What to work on —
Look through the data below. Pick out the lines holding the string "Reproduce".

Data —
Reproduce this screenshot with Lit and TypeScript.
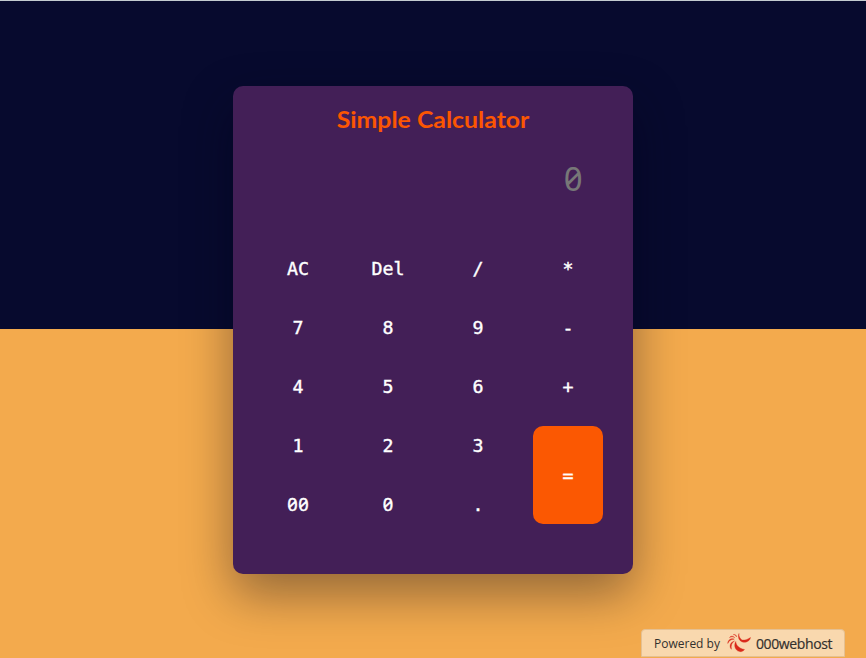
import { LitElement, html, css } from "lit";
import { customElement, state } from "lit/decorators.js";

const KEYS = ["AC", "Del", "/", "*", "7", "8", "9", "-", "4", "5", "6", "+", "1", "2", "3", "=", "00", "0", "."];

@customElement("host-badge")
class HostBadge extends LitElement {
  static styles = css`
    :host { display: flex; box-sizing: border-box; width: 204px; height: 28px; padding-left: 12px;
      align-items: center; border: 1px solid #e5c092; border-radius: 4px 4px 0 0; background: #f9d8ae;
      color: #33302d; font: 12px "Open Sans", sans-serif; white-space: nowrap; }
    .by { width: 67px; }
    svg { width: 24px; height: 20px; margin: 0 5px 0 6px; flex: none; }
    .name { font: 14px "Open Sans", sans-serif; letter-spacing: -0.38px; -webkit-text-stroke: 0.2px #33302d; }
  `;
  render() {
    return html`<span class="by">Powered by</span>
      <svg viewBox="0 0 24 20" fill="#d92a1a" stroke="#d92a1a" stroke-width="0.35">
        <path d="M12 0.5C11.6 4 13.5 5.5 15 7C17.5 7.5 21 6.3 23.5 4.5C23 8 19 10 15.5 9C12 7.9 10.5 4 12 0.5Z"/>
        <path d="M8.8 8.5C9 12 11.5 15.3 17.5 16.5C15.5 19.7 10.5 19.3 8.5 15.6C7.3 13.2 7.5 10.5 8.8 8.5Z"/>
        <path d="M7.5 8C4.8 9.5 3.8 12.5 4.4 16.3C2.2 14 2.5 9.5 7.5 8Z"/>
        <path d="M7.2 6.2C4 6 2 7.8 0.8 10.5C0.7 7.3 3.8 4.7 7.2 6.2Z"/>
        <path d="M7.8 4.8C6 3.5 4.3 3.6 2.5 4.6C3.7 2.7 6.3 2.6 7.8 4.8Z"/>
        <path d="M9.5 4C9 2.6 8 1.8 6.2 1.6C8 .9 9.8 2.2 9.5 4Z"/>
      </svg>
      <span class="name">000webhost</span>`;
  }
}

@customElement("app-root")
class AppRoot extends LitElement {
  @state() value = "";

  static styles = css`
    :host { display: flex; position: relative; box-sizing: border-box; height: 658px; padding-top: 86px;
      align-items: flex-start; justify-content: center; overflow: hidden;
      background: linear-gradient(#c3ccd0 0 1px, #070a2e 1px 329px, #f3aa4d 329px); }
    .card { box-sizing: border-box; width: 400px; height: 488px; padding: 18px 30px 0; border-radius: 10px;
      background: #431f57; box-shadow: 0 20px 50px rgba(0, 5, 24, 0.4); }
    h1 { margin: 0; height: 30px; line-height: 30px; text-align: center; color: #fb5602;
      font-family: Lato, sans-serif; font-size: 23px; font-weight: 700; transform: scaleX(1.08); }
    .display { display: flex; height: 115px; box-sizing: border-box; padding: 22px 20px 0 0;
      justify-content: flex-end; color: #777; font-size: 33px; line-height: 46px; }
    .mono { font-family: "DejaVu Sans Mono", monospace; }
    .zero { display: inline-block; width: 0.602em; text-align: center;
      font-family: "Noto Sans", sans-serif; font-feature-settings: "zero"; }
    .keys { display: grid; grid-template-columns: repeat(4, 70px); grid-auto-rows: 39px; gap: 20px; }
    button { margin: 0; padding: 0; border: 0; border-radius: 10px; background: transparent; color: #fff;
      font-size: 18.27px; line-height: 38px; -webkit-text-stroke: 0.4px #fff; }
    .equals { grid-row: span 2; padding-top: 2px; background: #fb5802; }
    .badge { position: absolute; left: 641px; top: 629px; }
  `;

  press(key: string) {
    if (key === "AC") this.value = "";
    else if (key === "Del") this.value = this.value.slice(0, -1);
    else if (key !== "=") this.value += key;
  }

  glyphs(text: string) {
    return [...text].map((c) => (c === "0" ? html`<span class="zero">0</span>` : c));
  }

  render() {
    return html`
      <main class="card">
        <h1>Simple Calculator</h1>
        <div class="display mono">${this.glyphs(this.value || "0")}</div>
        <div class="keys">
          ${KEYS.map((k) => html`<button class="mono ${k === "=" ? "equals" : ""}" @click=${() => this.press(k)}>${this.glyphs(k)}</button>`)}
        </div>
      </main>
      <host-badge class="badge"></host-badge>`;
  }
}
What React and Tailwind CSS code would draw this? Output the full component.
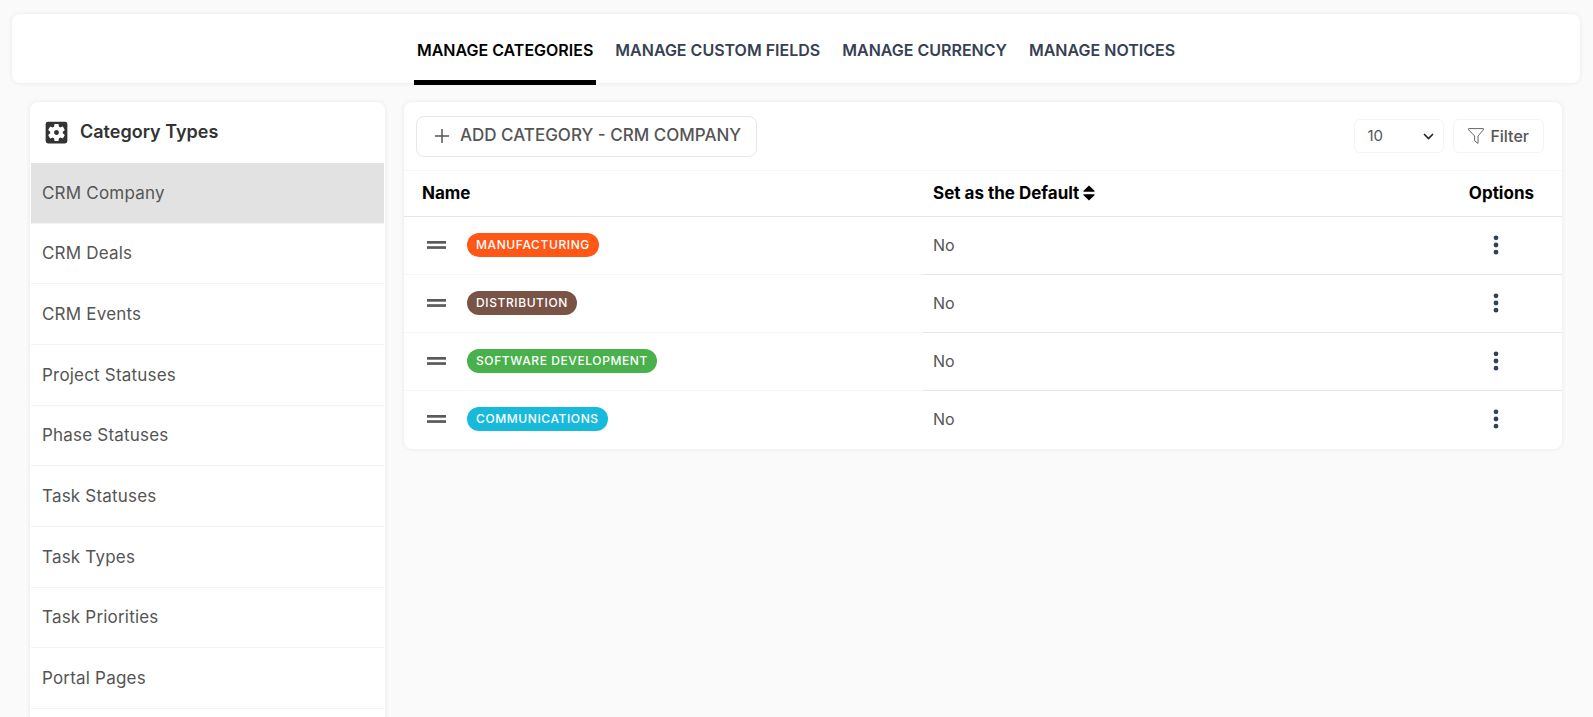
import { AiOutlinePlus } from 'react-icons/ai';
import { HiDotsVertical } from 'react-icons/hi';
import { MdSettingsApplications } from 'react-icons/md';

const tabs = ['Manage Categories', 'Manage Custom Fields', 'Manage Currency', 'Manage Notices'];

const categoryTypes = [
  'CRM Company',
  'CRM Deals',
  'CRM Events',
  'Project Statuses',
  'Phase Statuses',
  'Task Statuses',
  'Task Types',
  'Task Priorities',
  'Portal Pages',
];

const categories = [
  { name: 'Manufacturing', color: 'bg-[#ff5716]', isDefault: 'No' },
  { name: 'Distribution', color: 'bg-[#795345]', isDefault: 'No' },
  { name: 'Software Development', color: 'bg-[#48b14b]', isDefault: 'No' },
  { name: 'Communications', color: 'bg-[#18badb]', isDefault: 'No' },
];

function DragHandle() {
  return (
    <svg width="19" height="8" viewBox="0 0 19 8" fill="#5a5a5a" aria-hidden="true">
      <rect width="19" height="2.7" />
      <rect y="5.2" width="19" height="2.7" />
    </svg>
  );
}

function SortIcon() {
  return (
    <svg width="12" height="16" viewBox="0 0 12 16" fill="currentColor" aria-hidden="true">
      <path d="M6 .5 11.5 5.7V6.8H.5V5.7zM6 15.5.5 10.3V9.2h11v1.1z" />
    </svg>
  );
}

function FunnelIcon() {
  return (
    <svg width="16" height="16" viewBox="0 0 16 16" fill="none" stroke="#666" strokeLinejoin="round" aria-hidden="true">
      <path d="M.6 .6h14.8v1.2L10 8v7.4L6.6 12.8V8L.6 1.8z" />
    </svg>
  );
}

function Card({ className, children }) {
  return (
    <div className={`rounded-lg bg-white shadow-[0_0_5px_rgba(0,0,0,0.08)] ${className}`}>{children}</div>
  );
}

export default function App() {
  return (
    <div className="h-screen overflow-hidden bg-[#fafafa] px-3 pt-[14px] font-['Inter',sans-serif] text-[#555]">
      <Card className="mr-px">
        <nav className="flex h-[69px] justify-center gap-4">
          {tabs.map((tab, i) => (
            <a
              key={tab}
              href="#"
              className={`h-[71px] border-b-[5px] px-[3px] pt-6 text-base font-semibold uppercase ${
                i === 0 ? 'border-black text-black' : 'border-transparent text-gray-700'
              }`}
            >
              {tab}
            </a>
          ))}
        </nav>
      </Card>

      <div className="mt-[19px] flex items-start gap-[19px] pr-[19px] pl-[18px]">
        <Card className="w-[355px] shrink-0 pb-20">
          <div className="flex h-[61px] items-center gap-[9px] px-3 text-[#333]">
            <MdSettingsApplications size={29} />
            <h2 className="pb-0.5 text-lg font-semibold">Category Types</h2>
          </div>
          <ul className="grid min-h-[546px] auto-rows-fr px-px">
            {categoryTypes.map((type, i) => (
              <li key={type} className="flex border-b border-[#f3f3f3]">
                <a
                  href="#"
                  className={`flex flex-1 items-center px-[11px] pt-px text-[17px] tracking-[0.2px] ${i === 0 ? 'bg-[#e2e2e2]' : ''}`}
                >
                  {type}
                </a>
              </li>
            ))}
          </ul>
        </Card>

        <Card className="flex-1 pb-px">
          <div className="flex h-[69px] items-center border-b border-[#f6f6f6] pr-[18px] pl-3">
            <button className="flex h-[41px] items-center gap-2 rounded-lg border border-gray-200 px-[15px] text-[17px] font-medium uppercase">
              <AiOutlinePlus size={20} />
              Add Category - CRM Company
            </button>
            <div className="relative ml-auto">
              <select
                aria-label="Rows per page"
                defaultValue="10"
                className="h-[34px] w-[90px] appearance-none rounded-md border border-gray-100 pt-px pl-3 text-[15px]"
              >
                <option>10</option>
                <option>25</option>
                <option>50</option>
              </select>
              <svg
                className="pointer-events-none absolute top-3 right-[10px]"
                width="11"
                height="11"
                viewBox="0 0 11 11"
                fill="none"
                stroke="#222"
                strokeWidth="1.6"
                aria-hidden="true"
              >
                <path d="m1 3 4.5 4.5L10 3" />
              </svg>
            </div>
            <button className="ml-[9px] flex h-[34px] items-center gap-[6px] rounded-md border border-gray-100 px-[14px] text-base font-medium">
              <FunnelIcon />
              Filter
            </button>
          </div>

          <table className="w-full table-fixed">
            <thead>
              <tr className="h-[45px] border-b border-gray-200 text-left text-[17px] text-black">
                <th className="w-[519px] pl-[18px] font-bold">Name</th>
                <th className="pl-[10px] font-bold">
                  <span className="flex items-center gap-1">
                    Set as the Default
                    <SortIcon />
                  </span>
                </th>
                <th className="w-[140px] pr-7 text-right font-bold">Options</th>
              </tr>
            </thead>
            <tbody>
              {categories.map((category) => (
                <tr key={category.name} className="group h-[58px]">
                  <td className="border-b border-[#f6f6f6] pl-[23px] group-last:border-0">
                    <div className="flex items-center gap-[21px]">
                      <DragHandle />
                      <span
                        className={`rounded-full px-[9px] text-xs leading-6 font-medium tracking-wider text-white uppercase ${category.color}`}
                      >
                        {category.name}
                      </span>
                    </div>
                  </td>
                  <td className="border-b border-gray-200 pl-[10px] text-base group-last:border-0">
                    {category.isDefault}
                  </td>
                  <td className="border-b border-gray-200 pr-[54px] group-last:border-0">
                    <button aria-label={`Options for ${category.name}`} className="ml-auto block text-slate-700">
                      <HiDotsVertical size={24} />
                    </button>
                  </td>
                </tr>
              ))}
            </tbody>
          </table>
        </Card>
      </div>
    </div>
  );
}
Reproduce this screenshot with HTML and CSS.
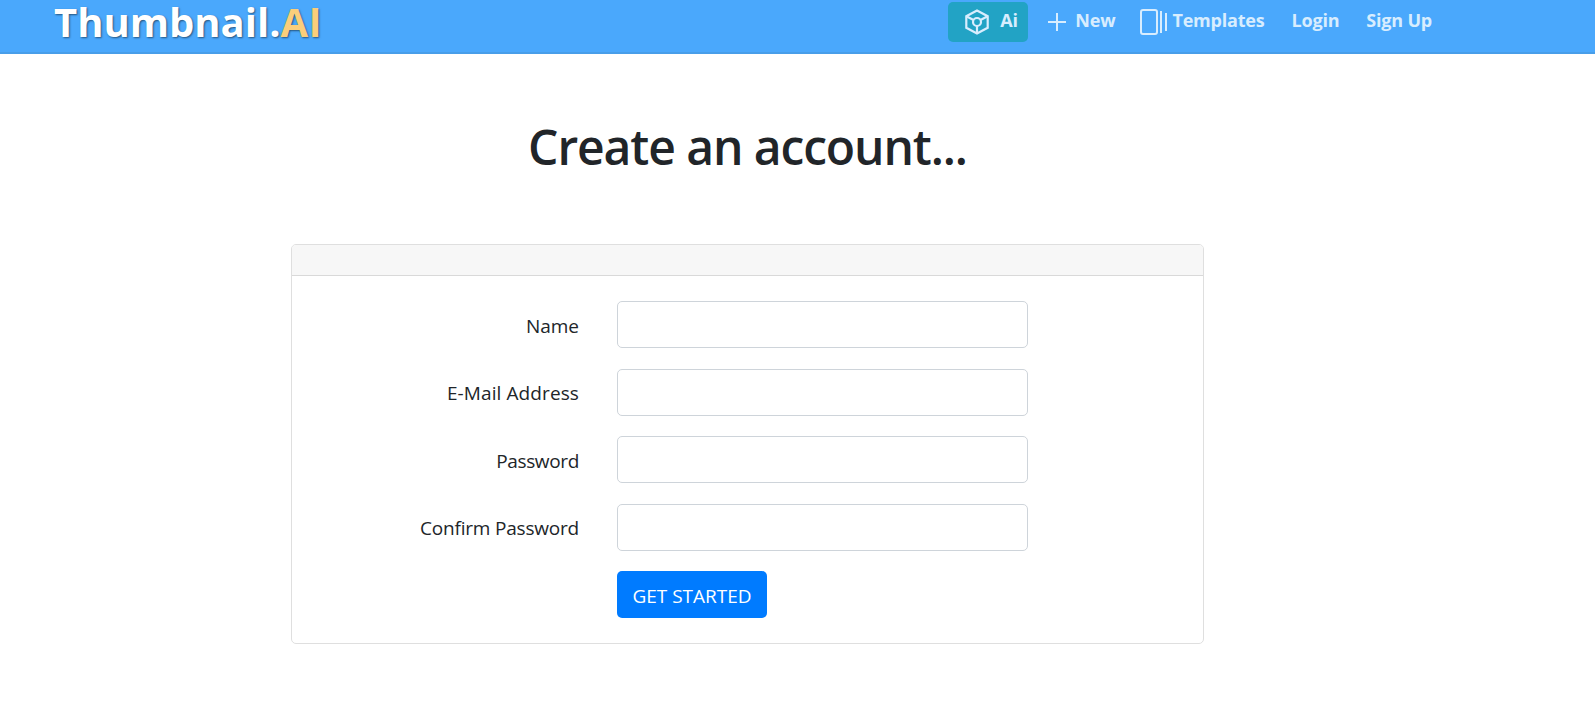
FILE: index.html
```html
<!DOCTYPE html>
<html lang="en">
<head>
    <meta charset="UTF-8">
    <meta name="viewport" content="width=device-width, initial-scale=1.0">
    <title>Thumbnail.AI</title>
    <link rel="stylesheet" href="styles.css">
</head>
<body>

    <nav class="navbar">
        <a class="brand" href="#">Thumbnail.<span class="brand-ai">A<span class="brand-i">I</span></span></a>
        <div class="nav-links">
            <a class="nav-link nav-ai" href="#">
                <svg class="icon-cube" width="26" height="26" viewBox="0 0 26 26" fill="none" stroke="currentColor" stroke-width="2.2">
                    <path d="M13 1.5L23.7 7.2V18.8L13 24.5L2.3 18.8V7.2Z"/>
                    <circle cx="13" cy="13" r="4"/>
                    <path d="M2.3 7.2L9.5 11M23.7 7.2L16.5 11M13 17V24.5"/>
                </svg>
                <span>Ai</span>
            </a>
            <a class="nav-link nav-new" href="#">
                <svg width="20" height="20" viewBox="0 0 20 20" fill="none" stroke="currentColor" stroke-width="2">
                    <path d="M10 1V19M1 10H19"/>
                </svg>
                <span>New</span>
            </a>
            <a class="nav-link nav-templates" href="#">
                <svg width="27" height="26" viewBox="0 0 27 26" fill="none" stroke="currentColor" stroke-width="2">
                    <rect x="1" y="1" width="16" height="24" rx="2"/>
                    <path d="M21 2V24M26 4V22"/>
                </svg>
                <span>Templates</span>
            </a>
            <a class="nav-link nav-login" href="#">Login</a>
            <a class="nav-link nav-signup" href="#">Sign Up</a>
        </div>
    </nav>

    <main class="container">
        <h1>Create an account...</h1>

        <div class="card">
            <div class="card-header"></div>
            <form class="card-body">
                <div class="form-group">
                    <label for="name">Name</label>
                    <input type="text" id="name" name="name" required>
                </div>

                <div class="form-group">
                    <label class="label-email" for="email">E-Mail Address</label>
                    <input type="email" id="email" name="email" required>
                </div>

                <div class="form-group">
                    <label class="label-password" for="password">Password</label>
                    <input type="password" id="password" name="password" required>
                </div>

                <div class="form-group">
                    <label class="label-confirm" for="password-confirm">Confirm Password</label>
                    <input type="password" id="password-confirm" name="password_confirmation" required>
                </div>

                <div class="form-group form-actions">
                    <button type="submit">GET STARTED</button>
                </div>
            </form>
        </div>
    </main>

</body>
</html>
```
FILE: styles.css
```css
* {
    box-sizing: border-box;
}

body {
    margin: 0;
    font-family: 'Open Sans', 'Noto Sans', sans-serif;
    font-size: 19px;
    color: #212529;
    background-color: #fff;
}

.navbar {
    display: flex;
    justify-content: space-between;
    align-items: flex-start;
    height: 54px;
    padding: 0 163px 0 54px;
    background-color: #4aa8fc;
    border-bottom: 2px solid #489ee9;
}

.brand {
    font-size: 40px;
    font-weight: 700;
    line-height: 44px;
    color: #fff;
    text-decoration: none;
    text-shadow: 1px 1px 2px rgba(0, 0, 0, 0.5);
}

.brand-ai {
    color: #fbce7b;
}

.brand-i {
    margin-left: 1px;
    font-family: Roboto, sans-serif;
}

.nav-links {
    display: flex;
    padding-top: 2px;
}

.nav-link {
    display: flex;
    height: 40px;
    font-size: 18px;
    font-weight: 700;
    line-height: 37px;
    letter-spacing: -0.2px;
    color: #d8edfe;
    text-decoration: none;
    white-space: nowrap;
}

.nav-link svg {
    margin-top: 7px;
}

.nav-ai {
    width: 80px;
    padding-left: 16px;
    gap: 10px;
    background-color: #22a3c5;
    border-radius: 5px;
}

.nav-new {
    margin-left: 19px;
    gap: 8px;
}

.nav-new svg {
    margin-top: 10px;
}

.nav-templates {
    margin-left: 25px;
    gap: 5px;
}

.nav-login {
    margin-left: 27px;
}

.nav-signup {
    margin-left: 27px;
}

.container {
    width: 913px;
    margin: 0 0 0 291px;
}

h1 {
    margin: 0;
    padding-top: 59px;
    padding-bottom: 63px;
    font-size: 48px;
    font-weight: 600;
    line-height: 68px;
    letter-spacing: -1.1px;
    text-align: center;
}

.card {
    height: 400px;
    border: 1px solid #dfdfdf;
    border-radius: 5px;
}

.card-header {
    height: 31px;
    background-color: #f7f7f7;
    border-bottom: 1px solid #d9d9d9;
    border-radius: 4px 4px 0 0;
}

.card-body {
    display: flex;
    flex-direction: column;
    gap: 20.6px;
    padding-top: 25px;
}

.form-group {
    display: grid;
    grid-template-columns: 287px 411px;
    column-gap: 38px;
    height: 47px;
}

.form-group label {
    padding-top: 8.5px;
    line-height: 32px;
    text-align: right;
}

.label-email {
    letter-spacing: 0.1px;
}

.label-password {
    letter-spacing: -0.35px;
}

.label-confirm {
    letter-spacing: -0.2px;
}

.form-group input {
    width: 100%;
    height: 47px;
    padding: 7px 15px;
    border: 1px solid #ced4da;
    border-radius: 5px;
    font-family: inherit;
    font-size: 19px;
}

.form-actions button {
    grid-column: 2;
    width: 150px;
    height: 47px;
    padding: 3px 0 0;
    border: none;
    border-radius: 5px;
    background-color: #007bff;
    color: #fff;
    font-family: inherit;
    font-size: 19px;
    cursor: pointer;
}
```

Finished answer —
Reproduce this screenshot with Lit and TypeScript.
Reproduce this screenshot with HTML and CSS.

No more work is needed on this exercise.